Какова была их повседневная манера поведения в избранном кругу общения? Похожи ли эти два лидера минувшей эпохи?

Обладая диктаторскими замашками, Гитлер не скрывал этого в общении с окружающими, и это осталось в воспоминаниях современников. Отто Дитрих пишет: «Гитлер неистощим в речах. Говорение - стихия его существования». Другой приближенный немецкого фюрера А. Шпеер, министр вооружений и боеприпасов Третьего рейха, дополняет: «Он говорил без умолку, словно преступник, желающий выговориться и готовый, не страшась опасных для себя последствий, выдать даже прокурору свои самые сокровенные тайны».



Подобные мемуарные свидетельства тоже можно продолжать неоднократно. «Как только я прибыл в ставку, - отмечает генерал-полковник К. Цейтцлер, - Гитлер по-своему обыкновению обратился ко мне с многочасовым монологом. Невозможно было перервать его речь».

Но интересна и иная черта характера немецкого руководителя. Гитлер был эмоциональным человеком и часто впадал в ярость. Гудериан описывает такой эпизод: «Гитлер, с покрасневшим от гнева лицом, с поднятыми кулаками, стоял передо мной, трясясь от ярости всем телом и совершенно утратив самообладание. После каждой вспышки гнева он начинал бегать взад и вперед, останавливался передо мной, почти вплотную лицом к лицу, и бросал мне очередной упрек. При этом он так кричал, что глаза его вылезали из орбит, вены на висках синели и вздувались».

Впрочем, эти вспышки гнева бывали и более сдержанными: «От всего услышанного, - пишет Шпеер, - Гитлер разнервничался, настроение его явно испортилось. И хотя он не сказал ни слова, это было заметно по тому, как он судорожно сжимает и разжимает кулаки, грызет ногти. Чувствовалось, что в нем нарастает внутреннее напряжение…

Гитлер больше не владел собой. Его лицо покрылось пятнами, он уставился невидящими глазами куда-то в пустоту и заорал во все горло: «Проведение каких-либо оперативных мероприятий является исключительно моей прерогативой! Вас это никак не касается!
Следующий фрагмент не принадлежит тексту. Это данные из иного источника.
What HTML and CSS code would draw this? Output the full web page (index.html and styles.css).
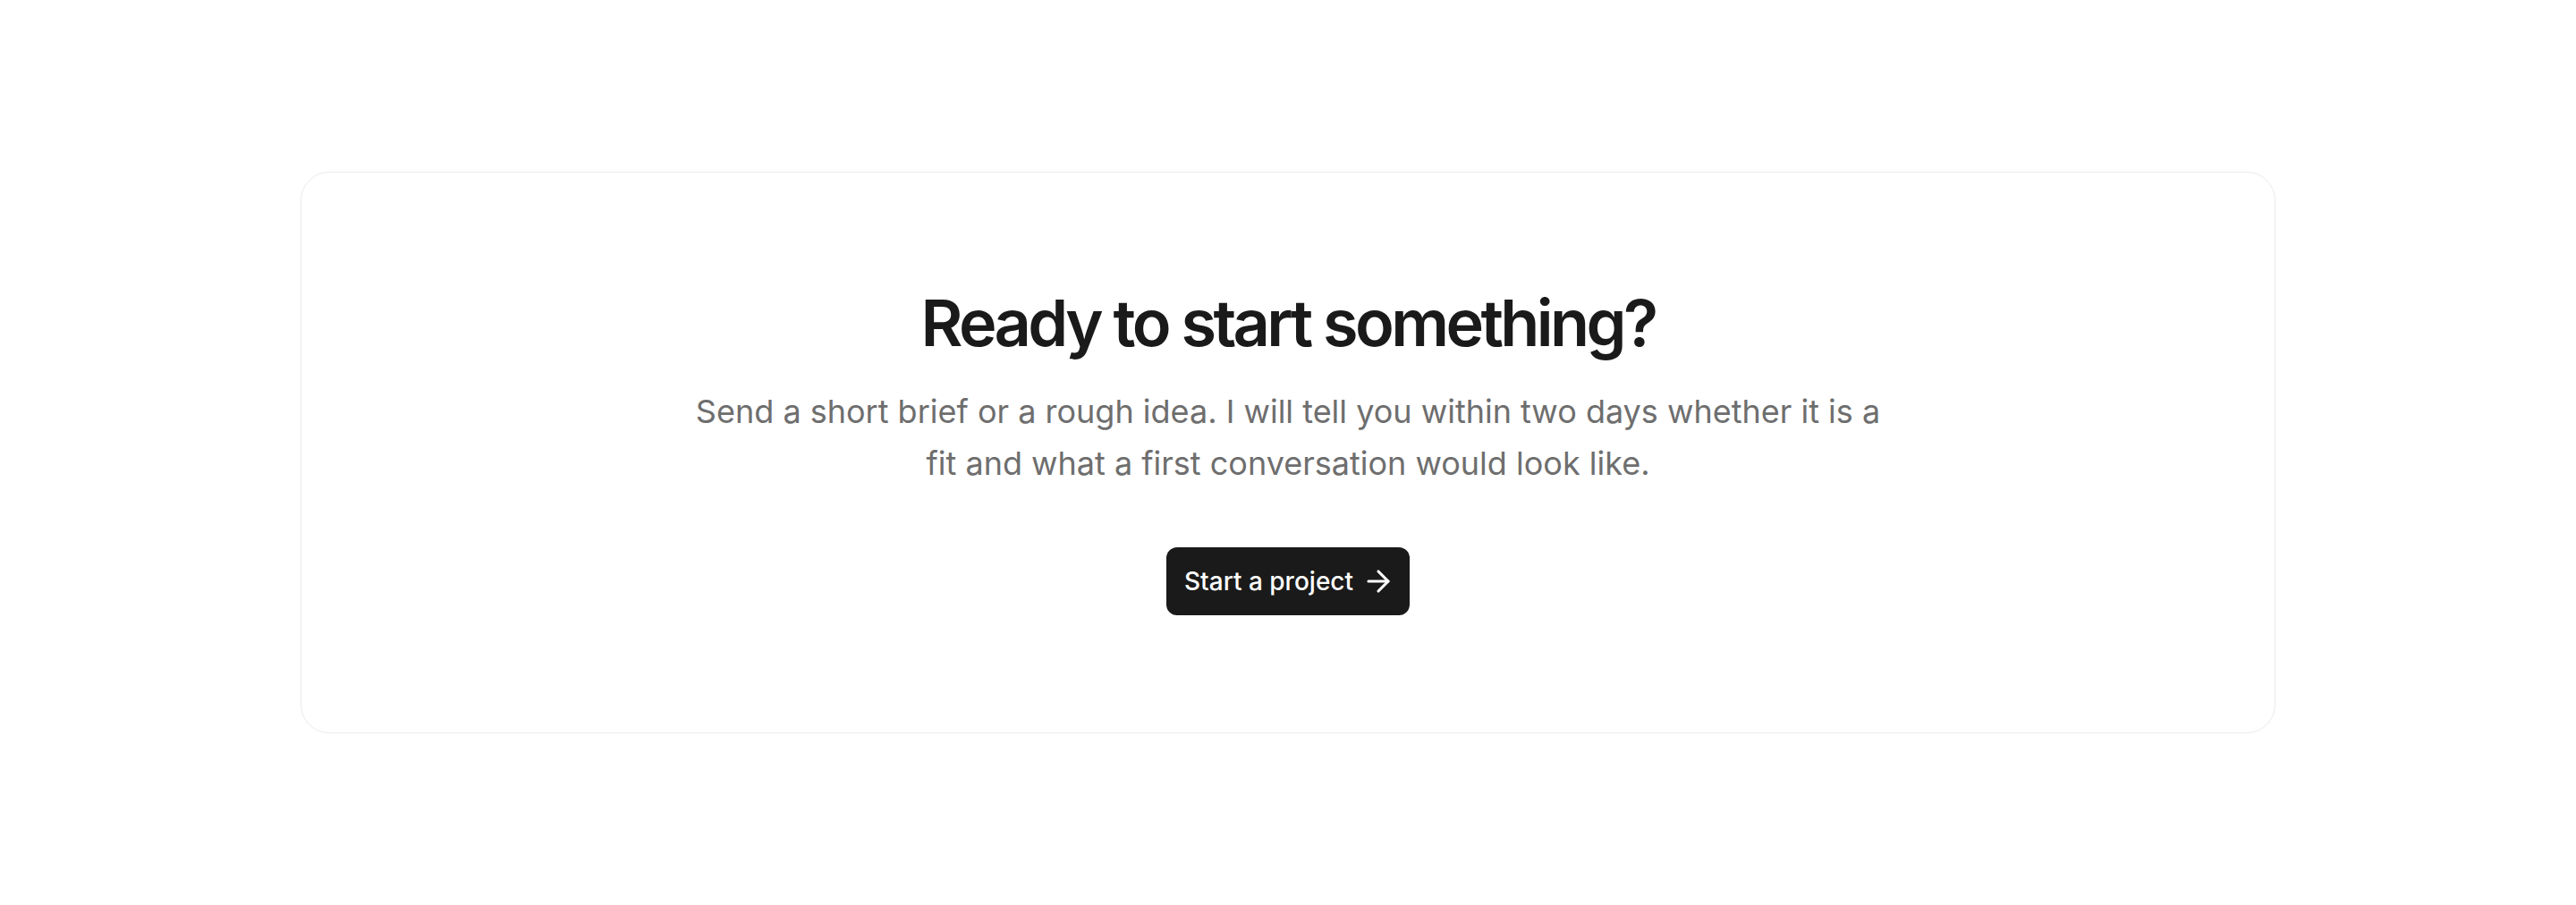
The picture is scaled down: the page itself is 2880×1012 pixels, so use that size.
FILE: index.html
```html
<!DOCTYPE html>
<html lang="en">
<head>
    <meta charset="UTF-8">
    <title>Start a project</title>
    <link rel="stylesheet" href="styles.css">
</head>
<body>
    <section class="cta">
        <h2>Ready to start something?</h2>
        <p>Send a short brief or a rough idea. I will tell you within two days whether it is a fit and what a first conversation would look like.</p>
        <a class="btn" href="#contact">
            Start a project
            <svg class="arrow" width="22" height="22" viewBox="5 5 14 14" fill="none" stroke="currentColor" stroke-width="2" stroke-linecap="round" stroke-linejoin="round">
                <path d="M5 12h14"/>
                <path d="M12 5l7 7-7 7"/>
            </svg>
        </a>
    </section>
</body>
</html>
```

FILE: styles.css
```css
body { margin: 0; background: #fff; font-family: Inter, "Noto Sans", sans-serif; color: #1a1a1a; }
.cta { width: 2208px; box-sizing: border-box; margin: 192px auto 0; padding: 128px 40px 131px; border: 1px solid #ebebeb; border-radius: 32px; text-align: center; }
.cta h2 { margin: 0; font-size: 72px; line-height: 1.1; font-weight: 600; letter-spacing: -0.05em; }
.cta p { max-width: 1340px; margin: 32px auto 0; font-size: 36px; line-height: 1.6; color: #6e6e6e; }
.btn { display: inline-flex; align-items: center; gap: 17px; height: 76px; box-sizing: border-box; margin-top: 65px; padding: 0 24px 0 20px; background: #1a1a1a; color: #fff; border-radius: 12px; font-size: 28px; font-weight: 500; text-decoration: none; }
.arrow { overflow: visible; }
```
Ваше дело - производство вооружения, вот и занимайтесь им!»… Фюрер окончательно утратил самообладание, речь его была сбивчива, он буквально захлебывался в потоке слов». Несколько ранее в своих мемуарах министр вооружения писал: «Я вдруг услышал нечленораздельный, почти звериный вопль».
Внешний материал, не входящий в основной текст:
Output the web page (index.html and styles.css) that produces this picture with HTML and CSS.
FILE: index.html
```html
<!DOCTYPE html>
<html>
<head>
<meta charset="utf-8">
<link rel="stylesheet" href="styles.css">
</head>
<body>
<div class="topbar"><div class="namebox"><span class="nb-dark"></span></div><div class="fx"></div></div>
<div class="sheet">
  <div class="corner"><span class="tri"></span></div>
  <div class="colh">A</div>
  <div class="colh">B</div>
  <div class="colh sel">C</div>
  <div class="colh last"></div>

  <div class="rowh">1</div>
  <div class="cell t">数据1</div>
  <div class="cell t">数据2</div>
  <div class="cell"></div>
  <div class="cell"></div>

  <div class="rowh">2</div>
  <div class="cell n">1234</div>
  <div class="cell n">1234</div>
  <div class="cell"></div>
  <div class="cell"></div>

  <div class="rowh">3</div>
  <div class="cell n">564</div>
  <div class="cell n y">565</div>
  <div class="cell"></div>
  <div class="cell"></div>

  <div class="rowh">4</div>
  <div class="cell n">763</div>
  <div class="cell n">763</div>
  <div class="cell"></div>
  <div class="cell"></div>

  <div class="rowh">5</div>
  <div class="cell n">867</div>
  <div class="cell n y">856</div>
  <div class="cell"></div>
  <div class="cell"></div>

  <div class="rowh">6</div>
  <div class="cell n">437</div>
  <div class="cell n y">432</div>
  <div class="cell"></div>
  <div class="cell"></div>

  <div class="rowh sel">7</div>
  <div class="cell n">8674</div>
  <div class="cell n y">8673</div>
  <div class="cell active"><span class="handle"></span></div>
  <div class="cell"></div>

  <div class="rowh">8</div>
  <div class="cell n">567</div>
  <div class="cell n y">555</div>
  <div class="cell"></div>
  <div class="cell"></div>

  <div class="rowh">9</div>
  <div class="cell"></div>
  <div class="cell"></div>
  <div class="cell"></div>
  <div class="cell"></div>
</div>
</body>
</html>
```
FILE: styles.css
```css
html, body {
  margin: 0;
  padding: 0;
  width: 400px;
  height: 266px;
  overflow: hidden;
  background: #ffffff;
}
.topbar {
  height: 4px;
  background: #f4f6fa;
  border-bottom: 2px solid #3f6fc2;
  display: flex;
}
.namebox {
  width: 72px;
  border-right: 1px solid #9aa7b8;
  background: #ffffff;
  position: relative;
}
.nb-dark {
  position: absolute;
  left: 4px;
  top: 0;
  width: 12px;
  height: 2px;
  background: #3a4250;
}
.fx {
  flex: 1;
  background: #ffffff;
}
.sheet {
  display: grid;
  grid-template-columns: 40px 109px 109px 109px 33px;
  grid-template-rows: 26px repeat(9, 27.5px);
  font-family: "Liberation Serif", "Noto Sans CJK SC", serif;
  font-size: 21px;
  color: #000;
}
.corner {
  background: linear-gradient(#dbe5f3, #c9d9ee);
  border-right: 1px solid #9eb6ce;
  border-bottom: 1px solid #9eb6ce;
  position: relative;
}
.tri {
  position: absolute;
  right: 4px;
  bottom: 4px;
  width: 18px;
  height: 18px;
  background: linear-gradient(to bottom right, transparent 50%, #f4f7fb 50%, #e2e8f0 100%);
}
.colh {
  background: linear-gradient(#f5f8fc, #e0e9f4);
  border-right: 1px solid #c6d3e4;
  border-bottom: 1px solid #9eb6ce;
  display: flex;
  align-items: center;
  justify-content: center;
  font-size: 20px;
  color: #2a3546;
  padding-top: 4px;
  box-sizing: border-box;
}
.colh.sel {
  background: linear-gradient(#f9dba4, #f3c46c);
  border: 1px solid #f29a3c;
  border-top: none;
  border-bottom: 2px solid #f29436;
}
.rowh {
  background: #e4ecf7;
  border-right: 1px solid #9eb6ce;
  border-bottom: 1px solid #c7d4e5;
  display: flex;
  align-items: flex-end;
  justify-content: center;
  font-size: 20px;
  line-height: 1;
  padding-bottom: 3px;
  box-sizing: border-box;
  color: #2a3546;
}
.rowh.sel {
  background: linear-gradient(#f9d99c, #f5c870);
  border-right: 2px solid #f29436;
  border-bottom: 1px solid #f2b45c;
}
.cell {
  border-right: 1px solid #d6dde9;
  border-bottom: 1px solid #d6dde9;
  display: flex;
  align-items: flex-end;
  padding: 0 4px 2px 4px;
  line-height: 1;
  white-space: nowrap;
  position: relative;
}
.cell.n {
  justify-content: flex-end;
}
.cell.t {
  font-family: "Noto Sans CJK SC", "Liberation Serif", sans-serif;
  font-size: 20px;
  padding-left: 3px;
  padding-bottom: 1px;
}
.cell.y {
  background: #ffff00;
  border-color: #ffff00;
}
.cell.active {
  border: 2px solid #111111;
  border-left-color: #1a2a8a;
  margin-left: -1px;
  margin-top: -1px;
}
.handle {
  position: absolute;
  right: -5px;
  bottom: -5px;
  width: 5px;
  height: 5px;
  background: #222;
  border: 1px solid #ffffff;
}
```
Конечно, деятельность фюрера нации требовала и деловой обстановки для принятия жизненно важных решений на совещаниях со своими соратниками. Генри Пиккер пишет по этому поводу: «В этих совещаниях, проводившихся в рабочем бомбоубежище в саду имперской канцелярии, всегда принимало участие большое количество людей, многим из которых фактически там нечего было делать… В небольшом помещении присутствующие с трудом могли найти себе место. Стеснившись, они стояли вокруг стола с оперативной картой, за которой сидел Гитлер и несколько поодаль стенографистки.

Постоянное хождение и ведшиеся в задних рядах вполголоса разговоры часто мешали работе, но Гитлер обычно не возражал против этого. Заслушав доклады, он сообщал свои решения относительно следующего дня. При этом он лишь иногда прислушивался к предложениям генералов. Как правило, еще до начала оперативного совещания у него уже было сложившееся мнение».
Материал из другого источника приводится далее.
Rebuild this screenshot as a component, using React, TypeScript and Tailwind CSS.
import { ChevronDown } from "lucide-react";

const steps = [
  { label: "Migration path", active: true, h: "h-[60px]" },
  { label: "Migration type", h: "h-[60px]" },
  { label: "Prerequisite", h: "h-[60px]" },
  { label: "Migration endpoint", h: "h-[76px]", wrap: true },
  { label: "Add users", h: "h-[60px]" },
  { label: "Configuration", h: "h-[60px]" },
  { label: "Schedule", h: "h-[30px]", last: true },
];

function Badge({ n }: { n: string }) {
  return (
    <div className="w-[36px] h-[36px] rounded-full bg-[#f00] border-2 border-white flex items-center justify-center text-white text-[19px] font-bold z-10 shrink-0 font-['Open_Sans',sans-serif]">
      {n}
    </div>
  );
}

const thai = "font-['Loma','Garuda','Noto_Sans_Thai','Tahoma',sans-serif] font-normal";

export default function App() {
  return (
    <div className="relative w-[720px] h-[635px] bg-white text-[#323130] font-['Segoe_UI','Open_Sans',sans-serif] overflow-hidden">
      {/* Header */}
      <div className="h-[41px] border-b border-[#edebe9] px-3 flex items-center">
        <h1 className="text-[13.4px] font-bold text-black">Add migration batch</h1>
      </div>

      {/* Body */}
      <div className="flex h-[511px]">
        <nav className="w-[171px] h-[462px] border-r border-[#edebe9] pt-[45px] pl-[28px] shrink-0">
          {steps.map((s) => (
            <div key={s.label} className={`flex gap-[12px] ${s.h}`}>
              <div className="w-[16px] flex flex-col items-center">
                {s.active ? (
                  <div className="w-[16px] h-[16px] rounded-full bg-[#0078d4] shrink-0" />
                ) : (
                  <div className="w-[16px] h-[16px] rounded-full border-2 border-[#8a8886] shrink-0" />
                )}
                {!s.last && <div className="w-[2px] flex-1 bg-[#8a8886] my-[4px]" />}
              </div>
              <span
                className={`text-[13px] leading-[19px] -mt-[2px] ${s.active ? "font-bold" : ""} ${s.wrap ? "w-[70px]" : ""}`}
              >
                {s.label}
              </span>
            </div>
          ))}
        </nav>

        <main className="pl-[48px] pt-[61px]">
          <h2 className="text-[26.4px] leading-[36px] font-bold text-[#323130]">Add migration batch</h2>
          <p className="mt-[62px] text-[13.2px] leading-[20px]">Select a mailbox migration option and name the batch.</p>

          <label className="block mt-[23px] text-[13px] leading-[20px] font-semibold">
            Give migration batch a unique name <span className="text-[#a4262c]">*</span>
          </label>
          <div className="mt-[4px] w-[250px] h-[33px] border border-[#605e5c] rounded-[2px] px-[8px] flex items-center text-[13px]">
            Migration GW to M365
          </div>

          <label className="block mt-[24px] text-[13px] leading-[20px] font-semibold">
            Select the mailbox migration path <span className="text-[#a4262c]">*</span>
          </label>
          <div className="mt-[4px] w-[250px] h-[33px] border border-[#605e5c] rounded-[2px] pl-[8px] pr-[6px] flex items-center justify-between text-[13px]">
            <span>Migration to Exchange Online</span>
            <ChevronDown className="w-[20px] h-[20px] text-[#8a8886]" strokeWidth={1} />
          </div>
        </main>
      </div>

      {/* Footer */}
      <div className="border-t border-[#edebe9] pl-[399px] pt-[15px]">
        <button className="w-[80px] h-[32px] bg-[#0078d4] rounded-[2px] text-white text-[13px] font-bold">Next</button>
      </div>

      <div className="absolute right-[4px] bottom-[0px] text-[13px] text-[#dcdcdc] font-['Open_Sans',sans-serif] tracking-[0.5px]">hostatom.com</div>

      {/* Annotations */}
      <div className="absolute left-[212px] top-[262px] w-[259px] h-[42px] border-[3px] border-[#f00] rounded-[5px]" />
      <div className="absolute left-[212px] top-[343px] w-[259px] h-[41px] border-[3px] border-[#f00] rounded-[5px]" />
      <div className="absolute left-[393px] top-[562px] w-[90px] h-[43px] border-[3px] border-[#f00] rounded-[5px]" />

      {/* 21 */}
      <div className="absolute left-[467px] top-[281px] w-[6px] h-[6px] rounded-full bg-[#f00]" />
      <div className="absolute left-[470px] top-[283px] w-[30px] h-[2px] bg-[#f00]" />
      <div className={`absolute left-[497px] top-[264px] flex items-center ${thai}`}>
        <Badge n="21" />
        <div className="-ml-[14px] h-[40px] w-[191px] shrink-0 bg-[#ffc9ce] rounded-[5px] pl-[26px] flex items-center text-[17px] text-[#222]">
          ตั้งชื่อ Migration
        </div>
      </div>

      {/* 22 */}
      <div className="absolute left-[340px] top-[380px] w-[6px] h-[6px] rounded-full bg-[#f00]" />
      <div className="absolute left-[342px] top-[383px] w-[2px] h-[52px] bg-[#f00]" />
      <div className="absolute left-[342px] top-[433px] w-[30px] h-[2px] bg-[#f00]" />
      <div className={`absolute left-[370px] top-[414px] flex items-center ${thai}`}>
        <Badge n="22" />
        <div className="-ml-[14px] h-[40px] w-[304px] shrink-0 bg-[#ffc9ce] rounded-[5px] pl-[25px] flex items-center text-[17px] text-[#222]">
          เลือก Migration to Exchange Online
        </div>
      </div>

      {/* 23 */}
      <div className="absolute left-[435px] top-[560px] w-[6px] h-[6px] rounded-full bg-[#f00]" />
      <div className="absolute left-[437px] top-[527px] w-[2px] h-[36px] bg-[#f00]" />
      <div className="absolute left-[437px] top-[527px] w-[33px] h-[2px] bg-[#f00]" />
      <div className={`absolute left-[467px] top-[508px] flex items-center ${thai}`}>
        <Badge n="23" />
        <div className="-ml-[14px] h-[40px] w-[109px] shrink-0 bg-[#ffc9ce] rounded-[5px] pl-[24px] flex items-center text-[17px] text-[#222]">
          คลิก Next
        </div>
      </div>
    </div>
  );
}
Подобную обстановку описывает и уже цитировавшийся Шпеер: «Из-за присутствия большого количества людей в сравнительно маленьком помещении всегда был спертый воздух, из-за которого я - как и многие другие участники совещания - очень быстро уставал… Своим собеседникам Гитлер обычно не давал даже слова сказать и удачно избегал обсуждения спорных вопросов.

…Все решения были уже предопределены заранее. Гитлер всегда соглашался вносить в свои планы только незначительные изменения. «Гения, - утверждал Гитлер, - может распознать только гений…»

Нет смысла продолжать описание делового стиля фюрера немецкой нации, и неискушенный читатель вправе ожидать нечто подобное от Сталина, тоже проводившего множество встреч в своем кремлевском кабинете.

Здесь, в кабинете вождя, решались все основные вопросы, касавшиеся политических, экономических, хозяйственных, оборонных и других проблем страны. Совещания с большим числом приглашенных участников проходили в Свердловском зале Кремлевского дворца. 19 декабря 1938 года там состоялось заседание Главного военно-морского совета.